What the task requires
Reproduce the listing word for word. Skip any image.

Dataset content
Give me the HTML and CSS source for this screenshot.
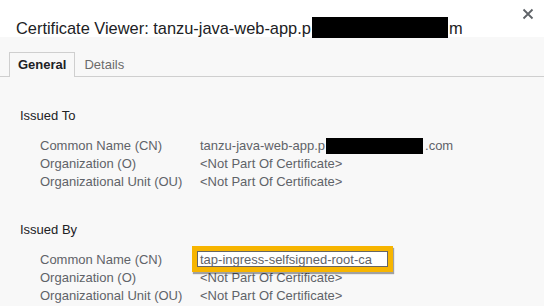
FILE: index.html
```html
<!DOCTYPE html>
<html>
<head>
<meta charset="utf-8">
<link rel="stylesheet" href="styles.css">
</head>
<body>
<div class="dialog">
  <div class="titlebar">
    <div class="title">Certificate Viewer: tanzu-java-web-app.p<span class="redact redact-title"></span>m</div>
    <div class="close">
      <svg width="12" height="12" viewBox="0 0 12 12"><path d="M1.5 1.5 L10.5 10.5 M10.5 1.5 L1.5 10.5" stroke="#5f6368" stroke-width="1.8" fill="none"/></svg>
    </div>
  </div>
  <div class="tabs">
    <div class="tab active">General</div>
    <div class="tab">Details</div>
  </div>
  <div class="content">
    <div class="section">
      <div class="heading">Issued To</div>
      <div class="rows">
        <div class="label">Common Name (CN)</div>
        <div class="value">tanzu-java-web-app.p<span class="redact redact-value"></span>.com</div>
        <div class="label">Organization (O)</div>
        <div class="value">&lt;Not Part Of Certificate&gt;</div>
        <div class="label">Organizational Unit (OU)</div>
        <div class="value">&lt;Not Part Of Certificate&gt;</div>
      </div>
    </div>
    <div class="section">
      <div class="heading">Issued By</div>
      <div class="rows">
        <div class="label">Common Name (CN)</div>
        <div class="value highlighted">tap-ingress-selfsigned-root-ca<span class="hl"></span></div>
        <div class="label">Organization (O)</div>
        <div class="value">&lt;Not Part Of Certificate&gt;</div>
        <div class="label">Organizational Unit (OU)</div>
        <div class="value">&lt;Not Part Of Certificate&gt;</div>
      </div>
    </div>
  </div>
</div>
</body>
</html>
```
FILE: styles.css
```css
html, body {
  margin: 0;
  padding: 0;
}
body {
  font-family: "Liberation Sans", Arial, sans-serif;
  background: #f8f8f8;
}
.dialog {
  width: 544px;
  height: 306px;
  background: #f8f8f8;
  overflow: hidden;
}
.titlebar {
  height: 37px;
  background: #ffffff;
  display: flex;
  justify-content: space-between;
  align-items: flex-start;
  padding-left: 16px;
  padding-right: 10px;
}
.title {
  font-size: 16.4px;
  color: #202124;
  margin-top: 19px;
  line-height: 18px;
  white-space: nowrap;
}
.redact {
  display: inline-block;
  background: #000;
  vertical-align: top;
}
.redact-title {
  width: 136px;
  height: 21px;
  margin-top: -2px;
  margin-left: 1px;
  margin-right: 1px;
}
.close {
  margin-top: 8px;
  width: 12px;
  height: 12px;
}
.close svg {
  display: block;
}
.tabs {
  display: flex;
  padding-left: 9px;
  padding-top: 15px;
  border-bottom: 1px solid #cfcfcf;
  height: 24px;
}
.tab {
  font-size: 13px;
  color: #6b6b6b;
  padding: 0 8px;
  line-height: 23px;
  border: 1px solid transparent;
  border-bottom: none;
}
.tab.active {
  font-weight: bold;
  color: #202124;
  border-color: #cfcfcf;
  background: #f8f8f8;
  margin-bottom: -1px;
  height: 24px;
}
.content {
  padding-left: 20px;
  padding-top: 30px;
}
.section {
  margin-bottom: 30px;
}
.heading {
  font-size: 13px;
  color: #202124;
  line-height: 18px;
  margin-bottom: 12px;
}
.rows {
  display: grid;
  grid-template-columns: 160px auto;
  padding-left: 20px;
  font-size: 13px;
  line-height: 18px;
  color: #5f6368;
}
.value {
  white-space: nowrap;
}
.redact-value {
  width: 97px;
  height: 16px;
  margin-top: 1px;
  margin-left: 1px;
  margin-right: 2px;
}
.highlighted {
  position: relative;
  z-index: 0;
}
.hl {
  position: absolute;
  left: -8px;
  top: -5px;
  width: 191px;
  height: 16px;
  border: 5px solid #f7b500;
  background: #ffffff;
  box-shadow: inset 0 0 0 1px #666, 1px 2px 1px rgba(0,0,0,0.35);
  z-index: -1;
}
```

Exercise response
Give me the HTML and CSS source for this screenshot.
FILE: index.html
```html
<!DOCTYPE html>
<html>
<head>
<meta charset="utf-8">
<link rel="stylesheet" href="styles.css">
</head>
<body>
<div class="dialog">
  <div class="titlebar">
    <div class="title">Certificate Viewer: tanzu-java-web-app.p<span class="redact redact-title"></span>m</div>
    <div class="close">
      <svg width="12" height="12" viewBox="0 0 12 12"><path d="M1.5 1.5 L10.5 10.5 M10.5 1.5 L1.5 10.5" stroke="#5f6368" stroke-width="1.8" fill="none"/></svg>
    </div>
  </div>
  <div class="tabs">
    <div class="tab active">General</div>
    <div class="tab">Details</div>
  </div>
  <div class="content">
    <div class="section">
      <div class="heading">Issued To</div>
      <div class="rows">
        <div class="label">Common Name (CN)</div>
        <div class="value">tanzu-java-web-app.p<span class="redact redact-value"></span>.com</div>
        <div class="label">Organization (O)</div>
        <div class="value">&lt;Not Part Of Certificate&gt;</div>
        <div class="label">Organizational Unit (OU)</div>
        <div class="value">&lt;Not Part Of Certificate&gt;</div>
      </div>
    </div>
    <div class="section">
      <div class="heading">Issued By</div>
      <div class="rows">
        <div class="label">Common Name (CN)</div>
        <div class="value highlighted">tap-ingress-selfsigned-root-ca<span class="hl"></span></div>
        <div class="label">Organization (O)</div>
        <div class="value">&lt;Not Part Of Certificate&gt;</div>
        <div class="label">Organizational Unit (OU)</div>
        <div class="value">&lt;Not Part Of Certificate&gt;</div>
      </div>
    </div>
  </div>
</div>
</body>
</html>
```
FILE: styles.css
```css
html, body {
  margin: 0;
  padding: 0;
}
body {
  font-family: "Liberation Sans", Arial, sans-serif;
  background: #f8f8f8;
}
.dialog {
  width: 544px;
  height: 306px;
  background: #f8f8f8;
  overflow: hidden;
}
.titlebar {
  height: 37px;
  background: #ffffff;
  display: flex;
  justify-content: space-between;
  align-items: flex-start;
  padding-left: 16px;
  padding-right: 10px;
}
.title {
  font-size: 16.4px;
  color: #202124;
  margin-top: 19px;
  line-height: 18px;
  white-space: nowrap;
}
.redact {
  display: inline-block;
  background: #000;
  vertical-align: top;
}
.redact-title {
  width: 136px;
  height: 21px;
  margin-top: -2px;
  margin-left: 1px;
  margin-right: 1px;
}
.close {
  margin-top: 8px;
  width: 12px;
  height: 12px;
}
.close svg {
  display: block;
}
.tabs {
  display: flex;
  padding-left: 9px;
  padding-top: 15px;
  border-bottom: 1px solid #cfcfcf;
  height: 24px;
}
.tab {
  font-size: 13px;
  color: #6b6b6b;
  padding: 0 8px;
  line-height: 23px;
  border: 1px solid transparent;
  border-bottom: none;
}
.tab.active {
  font-weight: bold;
  color: #202124;
  border-color: #cfcfcf;
  background: #f8f8f8;
  margin-bottom: -1px;
  height: 24px;
}
.content {
  padding-left: 20px;
  padding-top: 30px;
}
.section {
  margin-bottom: 30px;
}
.heading {
  font-size: 13px;
  color: #202124;
  line-height: 18px;
  margin-bottom: 12px;
}
.rows {
  display: grid;
  grid-template-columns: 160px auto;
  padding-left: 20px;
  font-size: 13px;
  line-height: 18px;
  color: #5f6368;
}
.value {
  white-space: nowrap;
}
.redact-value {
  width: 97px;
  height: 16px;
  margin-top: 1px;
  margin-left: 1px;
  margin-right: 2px;
}
.highlighted {
  position: relative;
  z-index: 0;
}
.hl {
  position: absolute;
  left: -8px;
  top: -5px;
  width: 191px;
  height: 16px;
  border: 5px solid #f7b500;
  background: #ffffff;
  box-shadow: inset 0 0 0 1px #666, 1px 2px 1px rgba(0,0,0,0.35);
  z-index: -1;
}
```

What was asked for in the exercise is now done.